While some biochar producers may be able to patent a specific biochar production process or method, there exist a number of open-source, low-cost, clean technologies that can make biochar at the home or village level, and more are being developed.
It is important to note that not all biochar is the same. Biochar is made by pyrolysing biomass—pyrolysis bakes the biomass in the absence of oxygen, driving off volatile gases and leaving behind charcoal. The key chemical and physical properties of biochar are greatly affected by the type of feedstock being heated and the conditions of the pyrolysis process. For example, biochar made from manure will have a higher nutrient content than biochar made from wood cuttings. However, the biochar from the wood cuttings may have a greater degree of persistence over time. The two different biochars will look similar but will behave quite differently. The IBI Biochar Standards provide more clarity on the characteristics of biochar.
Some biochar materials, for example those made from manures and bones, are mainly composed of ashes (so-called “high mineral ash biochars”), and thus can supply considerable amounts of nutrients to crops. Keep in mind that this fertilizer effect will likely be immediate and short-lived, just as is the case with synthetic fertilizers.

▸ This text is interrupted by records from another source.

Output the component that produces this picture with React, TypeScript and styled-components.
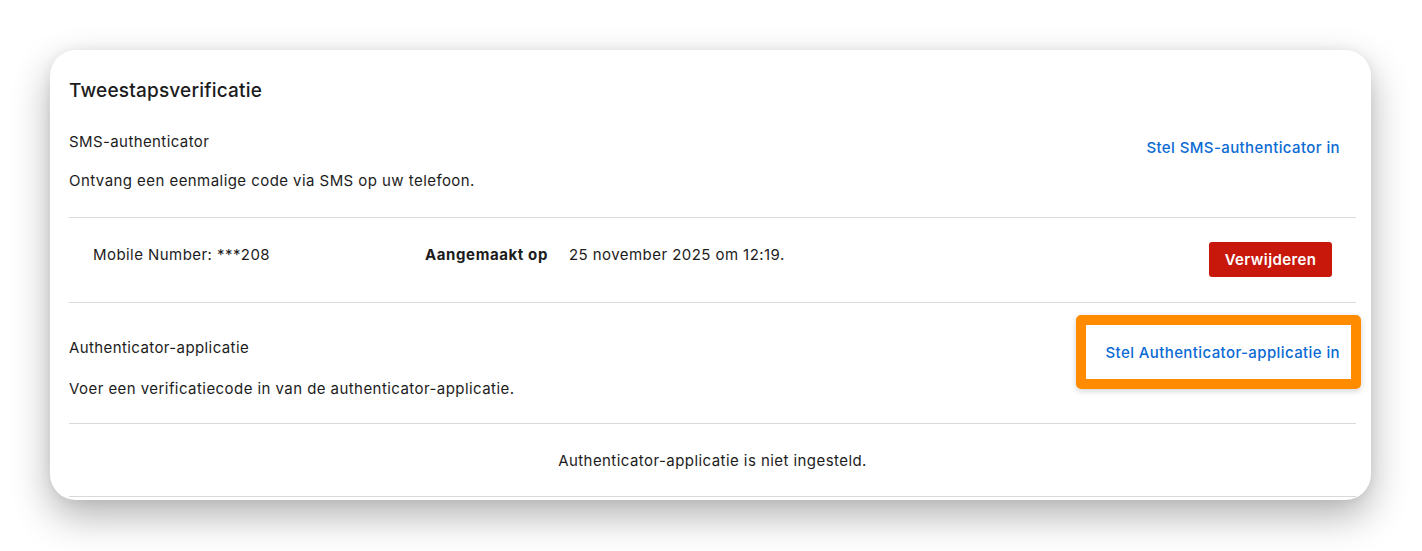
import React from "react";
import styled, { createGlobalStyle } from "styled-components";

const Global = createGlobalStyle`
  html, body { margin: 0; padding: 0; background: #ffffff; }
  body { font-family: Inter, "Noto Sans", sans-serif; color: #1c1c1c; }
  * { box-sizing: border-box; }
`;

const Page = styled.div`
  width: 1422px;
  height: 551px;
  padding: 50px 51px 0 50px;
  background: #ffffff;
`;

const Card = styled.section`
  height: 450px;
  background: #ffffff;
  border-radius: 26px;
  overflow: hidden;
  box-shadow: 0 16px 38px rgba(0, 0, 0, 0.3), 0 0 12px rgba(0, 0, 0, 0.06);
  padding: 0 15px 0 19px;
`;

const Title = styled.h2`
  margin: 0;
  height: 81px;
  display: flex;
  align-items: center;
  font-size: 19px;
  font-weight: 500;
  letter-spacing: 0.2px;
`;

const Section = styled.div`
  display: grid;
  grid-template-columns: 1fr auto;
  grid-template-rows: auto auto;
  padding-bottom: ${(p) => p.$bottom}px;
  border-bottom: 1px solid #d9d9d9;
`;

const SectionName = styled.div`
  font-size: 15px;
  line-height: 22px;
  letter-spacing: 0.4px;
  padding-top: ${(p) => p.$top}px;
`;

const Desc = styled.div`
  grid-column: 1 / 2;
  font-size: 15px;
  line-height: 22px;
  letter-spacing: 0.44px;
  margin-top: ${(p) => p.$gap}px;
`;

const LinkCell = styled.div`
  grid-row: 1 / 3;
  grid-column: 2 / 3;
  align-self: start;
  display: flex;
  justify-content: flex-end;
  padding-top: ${(p) => p.$top}px;
`;

const LinkButton = styled.a`
  font-size: 15px;
  line-height: 22px;
  letter-spacing: 0.4px;
  color: #0b6ad4;
  font-weight: 500;
  text-decoration: none;
  padding: 0 16px 0 20px;
  cursor: pointer;
`;

const Highlight = styled.div`
  border: 10px solid #ff8c00;
  border-radius: 5px;
  margin-right: -5px;
  padding: 17px 11px 15px 0;
  display: flex;
  box-shadow: 0 2px 6px rgba(0, 0, 0, 0.18);
  & > ${LinkButton} { padding: 0 0 0 20px; }
`;

const DeviceRow = styled.div`
  height: 85px;
  display: grid;
  grid-template-columns: 332px 144px 1fr auto;
  align-items: center;
  padding: 0 24px 0 24px;
  border-bottom: 1px solid #d9d9d9;
  font-size: 15px;
  letter-spacing: 0.44px;
`;

const Cell = styled.span`
  font-weight: ${(p) => (p.$bold ? 700 : 400)};
  letter-spacing: ${(p) => (p.$bold ? 0.6 : 0.44)}px;
  margin-top: -12px;
`;

const DangerButton = styled.button`
  height: 35px;
  width: 123px;
  margin-top: -2px;
  border: none;
  border-radius: 3px;
  background: #c8180c;
  color: #ffffff;
  font-family: inherit;
  font-size: 15px;
  font-weight: 600;
  letter-spacing: 0.4px;
  cursor: pointer;
`;

const EmptyRow = styled.div`
  height: 73px;
  display: flex;
  align-items: center;
  justify-content: center;
  border-bottom: 1px solid #d9d9d9;
  font-size: 15px;
  letter-spacing: 0.44px;
`;

export default function App() {
  return (
    <Page>
      <Global />
      <Card>
        <Title>Tweestapsverificatie</Title>
        <Section $bottom={25}>
          <SectionName $top={0}>SMS-authenticator</SectionName>
          <LinkCell $top={6}>
            <LinkButton>Stel SMS-authenticator in</LinkButton>
          </LinkCell>
          <Desc $gap={17}>Ontvang een eenmalige code via SMS op uw telefoon.</Desc>
        </Section>
        <DeviceRow>
          <Cell>Mobile Number: ***208</Cell>
          <Cell $bold>Aangemaakt op</Cell>
          <Cell>25 november 2025 om 12:19.</Cell>
          <DangerButton>Verwijderen</DangerButton>
        </DeviceRow>
        <Section $bottom={23}>
          <SectionName $top={34}>Authenticator-applicatie</SectionName>
          <LinkCell $top={12}>
            <Highlight>
              <LinkButton>Stel Authenticator-applicatie in</LinkButton>
            </Highlight>
          </LinkCell>
          <Desc $gap={19}>Voer een verificatiecode in van de authenticator-applicatie.</Desc>
        </Section>
        <EmptyRow>Authenticator-applicatie is niet ingesteld.</EmptyRow>
      </Card>
    </Page>
  );
}
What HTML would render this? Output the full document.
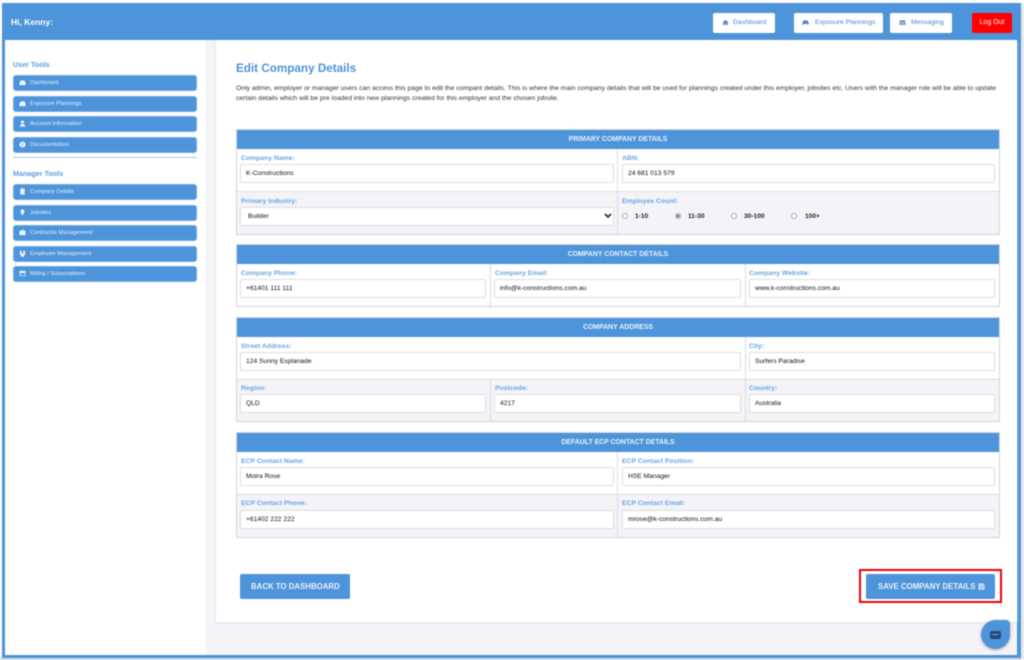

Conversely, the carbon content of high mineral ash biochars is low (e.g. < 10%), and thus longer-term nutrient retention functions will be less for a given amount of material.
Given the variability in biochar materials and soils, users of biochar should consider testing several rates of biochar application on a small scale before setting out to apply it on large areas. Experiments have found that rates between 5 – 50 t/ha (0.5 – 5 kg/m2) have often been used successfully.
The biochar market is still in its infancy, but there are sellers of the product. You may be able to find a biochar seller in your area by searching the IBI Business Member Directory. Additionally, IBI is working to provide more information on the biochar industry through the annual State of the Industry Report.
Biochar straight out of the pyrolysis unit might take some time to reach its full potential in soil, because it needs it's surfaces to "open up", or "weather". This happens naturally in soil, but the process can be sped up by mixing biochar with compost, for example. Nutrient retention with biochar is thought to improve with time, along with crop benefits. Mixing biochar with compost is a great idea, since apart from the ash (and there might only be small amounts of it in biochar), biochar is not a fertilizer in itself so the compost can provide nutrients which the biochar can help retain.
A study published in the April 19, 2013 issue of Science magazine titled “Global Charcoal Mobilization from Soils via Dissolution and Riverine Transport to the Oceans” examined the proportion of benzene polycarboxylic acids (BPCA) as a proxy for black (pyrogenic) carbon (BC) in dissolved organic carbon (DOC) of a number of rivers. While the paper makes an important contribution to the global knowledge base on DOC fluxes in the environment, IBI believes there are a number of clarifications needed to reduce the propagation of erroneous conclusions about biochar behavior in soil.
We concur with the finding that the export of BC to terrestrial ecosystems via rivers is significant. This should not be interpreted, however, as being greater than the export of uncharred material. In fact, the export of BC is only 10% of the total export of organic carbon, which is on the same order of magnitude or even smaller than the proportions that the authors cite for BC contents in soils of 5 - 40%. Therefore, BC in soil is not preferentially exported from watersheds.
Based on citations the authors conclude that production rates of BC exceed decomposition rates and thus “a relatively labile BC pool must exist, allowing for considerable losses from soils.” However, the studies cited acknowledge high uncertainty in the rates of BC production, and, in the case of BC degradation, do not support inferences about BC degradation via microbial metabolization—rather just total losses from soil, be it via erosion, leaching or mineralization. Based on uncertainty in both production and decomposition of BC, we believe that further research is warranted to understand BC fluxes in the environment.
Finally, the article concludes by implying that use of biochar may reduce DOC bioavailability with cascading effects on microbial and aquatic food webs. This, however, would only be correct if all biochar were made from biomass where the baseline scenario is accumulation in soil. In fact, most biochar proponents—including IBI—advocate for use of biomass feedstocks that are currently burnt, land filled or disposed of in ways other than returning them to soils. Furthermore, even aggressive scenarios of biochar addition would still only be a fraction of total annual biomass residues that are already returned to soils and the impact on DOC bioavailability would thus be small.